• _Task instructions_
Leaving the pictures aside, transcribe every line below exactly.
+++ Data lines
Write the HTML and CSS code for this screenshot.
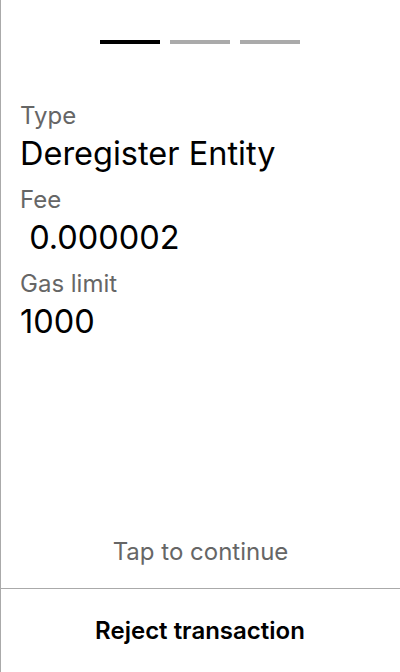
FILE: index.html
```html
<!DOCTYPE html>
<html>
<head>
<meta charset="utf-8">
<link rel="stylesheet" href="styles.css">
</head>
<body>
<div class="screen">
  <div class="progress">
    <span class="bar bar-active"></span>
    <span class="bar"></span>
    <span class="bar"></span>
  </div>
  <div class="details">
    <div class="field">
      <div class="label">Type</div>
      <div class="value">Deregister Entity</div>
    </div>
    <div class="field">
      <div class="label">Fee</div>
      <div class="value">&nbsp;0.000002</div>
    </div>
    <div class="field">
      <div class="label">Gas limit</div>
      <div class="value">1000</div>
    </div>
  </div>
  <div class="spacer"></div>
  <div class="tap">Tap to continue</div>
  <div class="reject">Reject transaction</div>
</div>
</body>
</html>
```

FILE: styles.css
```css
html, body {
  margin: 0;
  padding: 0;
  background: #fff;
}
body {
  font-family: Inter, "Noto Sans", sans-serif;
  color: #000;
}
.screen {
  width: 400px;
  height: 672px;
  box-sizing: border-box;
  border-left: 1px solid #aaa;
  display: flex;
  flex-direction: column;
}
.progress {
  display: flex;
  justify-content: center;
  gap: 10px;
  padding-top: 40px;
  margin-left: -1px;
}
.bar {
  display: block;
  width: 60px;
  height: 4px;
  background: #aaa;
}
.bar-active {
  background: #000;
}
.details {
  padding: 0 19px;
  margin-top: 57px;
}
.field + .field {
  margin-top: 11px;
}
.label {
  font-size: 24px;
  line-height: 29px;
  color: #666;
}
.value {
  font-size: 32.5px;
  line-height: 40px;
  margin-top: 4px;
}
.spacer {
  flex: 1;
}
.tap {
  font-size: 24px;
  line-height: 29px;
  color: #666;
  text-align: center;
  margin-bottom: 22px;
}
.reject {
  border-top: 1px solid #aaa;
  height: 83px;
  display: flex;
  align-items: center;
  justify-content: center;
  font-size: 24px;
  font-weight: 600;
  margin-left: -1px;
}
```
++++++
• _Exercise answer_
Write the HTML and CSS code for this screenshot.
FILE: index.html
```html
<!DOCTYPE html>
<html>
<head>
<meta charset="utf-8">
<link rel="stylesheet" href="styles.css">
</head>
<body>
<div class="screen">
  <div class="progress">
    <span class="bar bar-active"></span>
    <span class="bar"></span>
    <span class="bar"></span>
  </div>
  <div class="details">
    <div class="field">
      <div class="label">Type</div>
      <div class="value">Deregister Entity</div>
    </div>
    <div class="field">
      <div class="label">Fee</div>
      <div class="value">&nbsp;0.000002</div>
    </div>
    <div class="field">
      <div class="label">Gas limit</div>
      <div class="value">1000</div>
    </div>
  </div>
  <div class="spacer"></div>
  <div class="tap">Tap to continue</div>
  <div class="reject">Reject transaction</div>
</div>
</body>
</html>
```

FILE: styles.css
```css
html, body {
  margin: 0;
  padding: 0;
  background: #fff;
}
body {
  font-family: Inter, "Noto Sans", sans-serif;
  color: #000;
}
.screen {
  width: 400px;
  height: 672px;
  box-sizing: border-box;
  border-left: 1px solid #aaa;
  display: flex;
  flex-direction: column;
}
.progress {
  display: flex;
  justify-content: center;
  gap: 10px;
  padding-top: 40px;
  margin-left: -1px;
}
.bar {
  display: block;
  width: 60px;
  height: 4px;
  background: #aaa;
}
.bar-active {
  background: #000;
}
.details {
  padding: 0 19px;
  margin-top: 57px;
}
.field + .field {
  margin-top: 11px;
}
.label {
  font-size: 24px;
  line-height: 29px;
  color: #666;
}
.value {
  font-size: 32.5px;
  line-height: 40px;
  margin-top: 4px;
}
.spacer {
  flex: 1;
}
.tap {
  font-size: 24px;
  line-height: 29px;
  color: #666;
  text-align: center;
  margin-bottom: 22px;
}
.reject {
  border-top: 1px solid #aaa;
  height: 83px;
  display: flex;
  align-items: center;
  justify-content: center;
  font-size: 24px;
  font-weight: 600;
  margin-left: -1px;
}
```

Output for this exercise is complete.